Although the mortgage provides that the bonds “shall be deemed to remain alive for the purposes of the Sinking Fund,” I cannot regard such a narrowed existence, even in conjunction with the Interborough’s continued obligation to make what are called interest payments to the trustee on all unmatured coupons, as meeting the test laid down in the Garland Coal & Mining Co. Case with which I am fully in accord, to the effect that, “Undoubtedly, a corporation may purchase its own bonds as an investment and reissue them, but in such a case the intention to keep the indebtedness alive must be clearly shown, for the general rule is that where an indebtedness is in fact paid, the evidences of it cannot be reissued for a new or different debt.”

Such continued life as the purchased bonds were assumed to have was merely for the purpose of determining the time and extent of additional payments to be made into the sinking fund. This was not true interest; it was but the measure used to fix the amount of such additional payments.
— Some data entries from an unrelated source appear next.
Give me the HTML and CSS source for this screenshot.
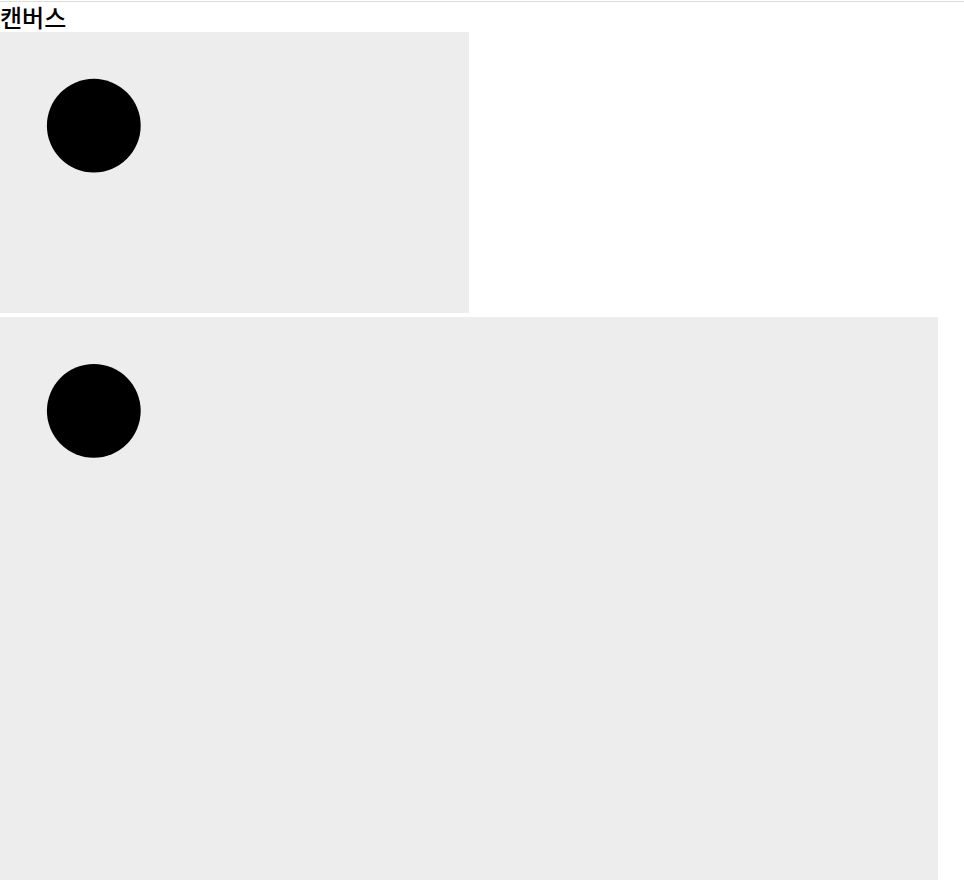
FILE: index.html
```html
<!DOCTYPE html>
<html lang="ko">
<head>
<meta charset="utf-8">
<title>캔버스</title>
<link rel="stylesheet" href="styles.css">
</head>
<body>
<div class="topline"></div>
<h1 class="title">캔버스</h1>
<svg class="canvas small" width="469" height="281" viewBox="0 0 500 300" preserveAspectRatio="none">
  <circle cx="100" cy="100" r="50" fill="#000"/>
</svg>
<svg class="canvas large" width="938" height="563" viewBox="0 0 1000 600" preserveAspectRatio="none">
  <circle cx="100" cy="100" r="50" fill="#000"/>
</svg>
</body>
</html>
```
FILE: styles.css
```css
html, body {
  margin: 0;
  padding: 0;
  background: #fff;
}
.topline {
  margin-top: 1px;
  height: 1px;
  background: #dcdcdc;
}
.title {
  margin: 0;
  height: 30px;
  line-height: 30px;
  font-family: "Noto Sans CJK KR", "Noto Sans", sans-serif;
  font-size: 24px;
  font-weight: 500;
  color: #000;
}
.canvas {
  display: block;
  background: #ededed;
}
.small {
  width: 469px;
  height: 281px;
}
.large {
  margin-top: 4px;
  width: 938px;
  height: 563px;
}
```
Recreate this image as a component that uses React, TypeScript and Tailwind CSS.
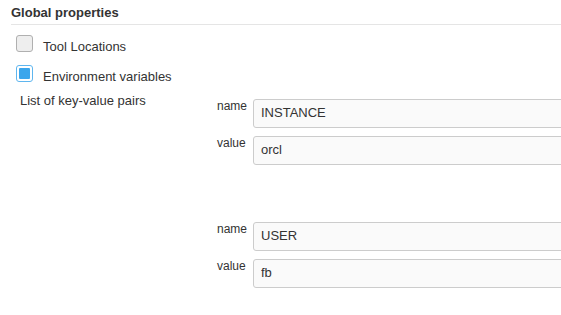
import { useState } from 'react';

const pairs = [
  { name: 'INSTANCE', value: 'orcl' },
  { name: 'USER', value: 'fb' },
];

function Checkbox({ checked, label }: { checked: boolean; label: string }) {
  return (
    <label className="flex items-start h-[30px]">
      <span
        className={`ml-[16px] mt-[10px] w-[17px] h-[17px] rounded-[3px] border flex items-center justify-center ${
          checked ? 'border-[#5fb6ef] bg-white' : 'border-[#b0b0b0] bg-[#eeeeee]'
        }`}
      >
        {checked && <span className="w-[11px] h-[11px] bg-[#3ba6ec] rounded-[1px]" />}
      </span>
      <span className="ml-[10px] mt-[14px] leading-[15px]">{label}</span>
    </label>
  );
}

function Field({ label, value }: { label: string; value: string }) {
  return (
    <div className="flex items-start">
      <div className="w-[36px] text-[12px] leading-[15px]">{label}</div>
      <input
        defaultValue={value}
        className="flex-1 h-[29px] -mr-[40px] px-[7px] pb-[2px] rounded-[3px] border border-[#cccccc] bg-[#fafafa] text-[13px] text-[#333] outline-none"
      />
    </div>
  );
}

export default function App() {
  const [env] = useState(true);
  return (
    <div className="w-[561px] h-[315px] overflow-hidden bg-white text-[#333] text-[13px] font-['Liberation_Sans',Arial,sans-serif]">
      <div className="pl-[11px] pt-[4px]">
        <div className="font-bold text-[13px] leading-[18px] pb-[2px] border-b border-[#e5e5e5]">Global properties</div>
      </div>
      <div>
        <Checkbox checked={false} label="Tool Locations" />
        <Checkbox checked={env} label="Environment variables" />
      </div>
      <div className="flex">
        <div className="w-[217px] pl-[20px] pt-[8px] leading-[15px]">List of key-value pairs</div>
        <div className="flex-1 flex flex-col pt-[14px]">
          {pairs.map((p, i) => (
            <div key={p.name} className={`flex flex-col gap-[8px] ${i > 0 ? 'mt-[57px]' : ''}`}>
              <Field label="name" value={p.name} />
              <Field label="value" value={p.value} />
            </div>
          ))}
        </div>
      </div>
    </div>
  );
}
I therefore hold that the assessment of the Commissioner, in so fa'r as it determines that a taxable gain resulted from the purchases of 1932, is correct. I note that there is a discrepancy of some $22,745.83 between the net difference between cost and par as determined by the receiver and by the government. The former sets forth the sum as $1,742,768.20 and the latter as $1,-765,514.03. I have not meant by my present decision to pass any judgment on the mathematical correctness of either computation. I have merely considered the legal question. If there has been mere error in computation by either party, the matter can be adjusted out of court. If the cause of the discrepancy be some other substantial dispute, I will have to resolve it at a further hearing.

It now becomes necessary, in the light of this decision, to have a determination of the March 1, 1913, value of contracts Nos. 1 and 2 leases concerning which the parties are in substantial dispute. After a formal amendment of receiver’s petition as was agreed at the argument shall have been filed, a reference may be had on this and any further questions.